Employment will be crucial because Labor campaigned so strongly on jobs and wages. While pay rates will be a matter for Burke in industrial relations, the new government needs a strong minister for jobs.
O’Connor performed strongly in the defence portfolio and could be moved to either employment or home affairs. He has held both ministries in government. The only political risk for Labor in appointing him to home affairs would be the history of asylum seeker boat arrivals when he was immigration minister. It is an obvious Coalition line of attack.
This means the immigration portfolio could stay with Giles, who worked well with Keneally to challenge the Coalition on its claims about strong borders.
Watt, a prominent critic of the government in his role as spokesman on disaster management, might gain a wider role, but it would have to be outside cabinet. Under Labor’s affirmative action rules, a man will not enter cabinet unless another man departs.
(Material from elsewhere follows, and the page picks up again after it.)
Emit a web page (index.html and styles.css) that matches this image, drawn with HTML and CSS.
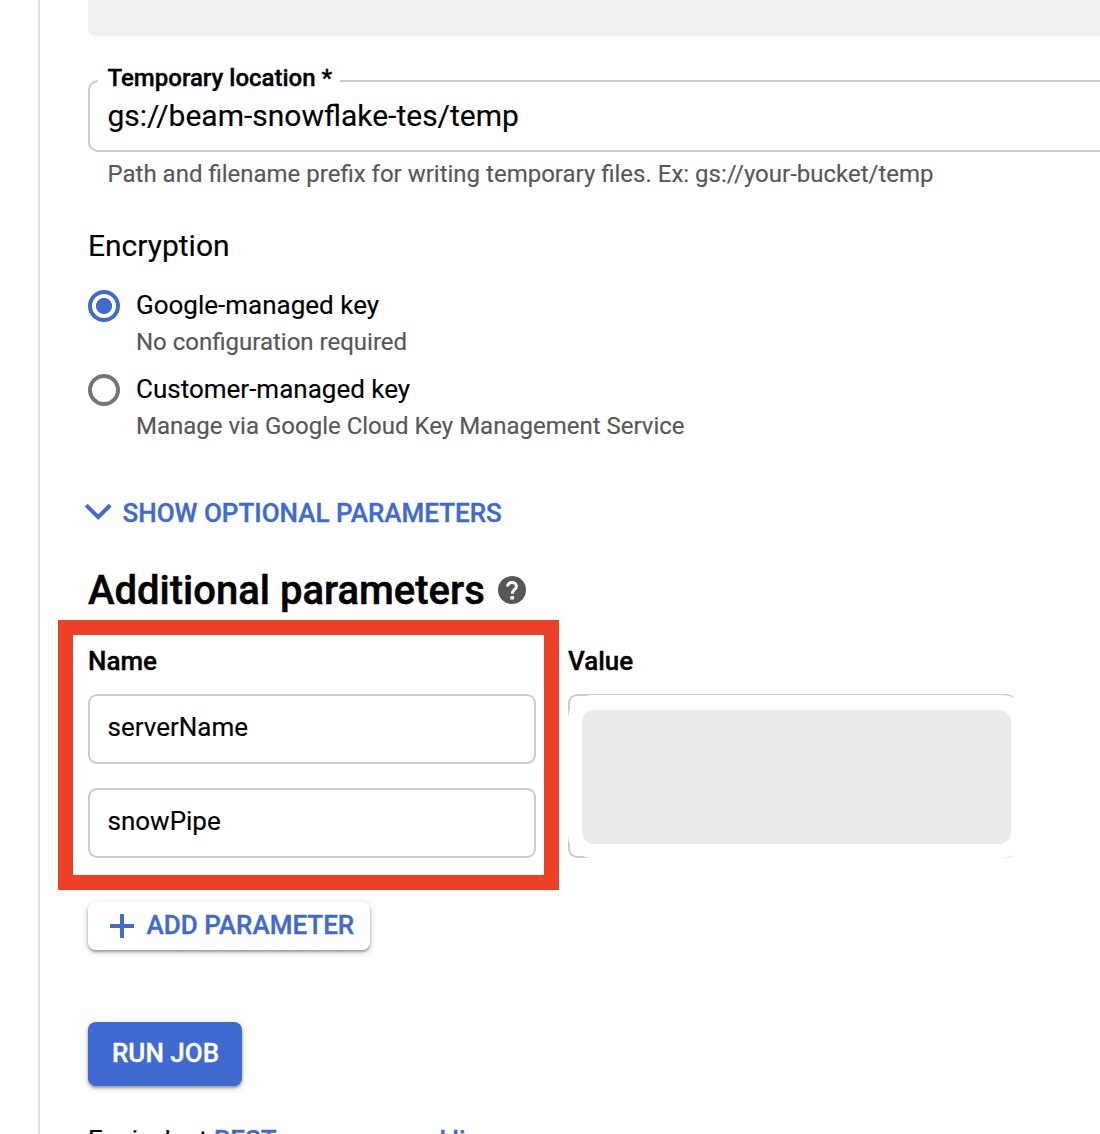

The only vacancies in cabinet are those left by two women, Butler and Keneally.
Another appointment will be the defence industry post, given the new government must get across the challenges in major shipbuilding contracts and the AUKUS alliance on nuclear submarines, as well as the $5.5 billion cost of the cancelled French submarine contract. Conroy, a close ally of Albanese, is currently the assistant spokesman in defence; Keogh is shadow minister for defence industry.
If Conroy is not thrown into the urgent work of defence, he is the most likely contender for the ministry of overseas aid and the Pacific, part of his mix of duties before the election.
Albanese enters the cabinet room with more than enough experience around him for the key roles in his cabinet. With most of the senior positions already settled, the key decisions this week are in home affairs, employment, environment and social services.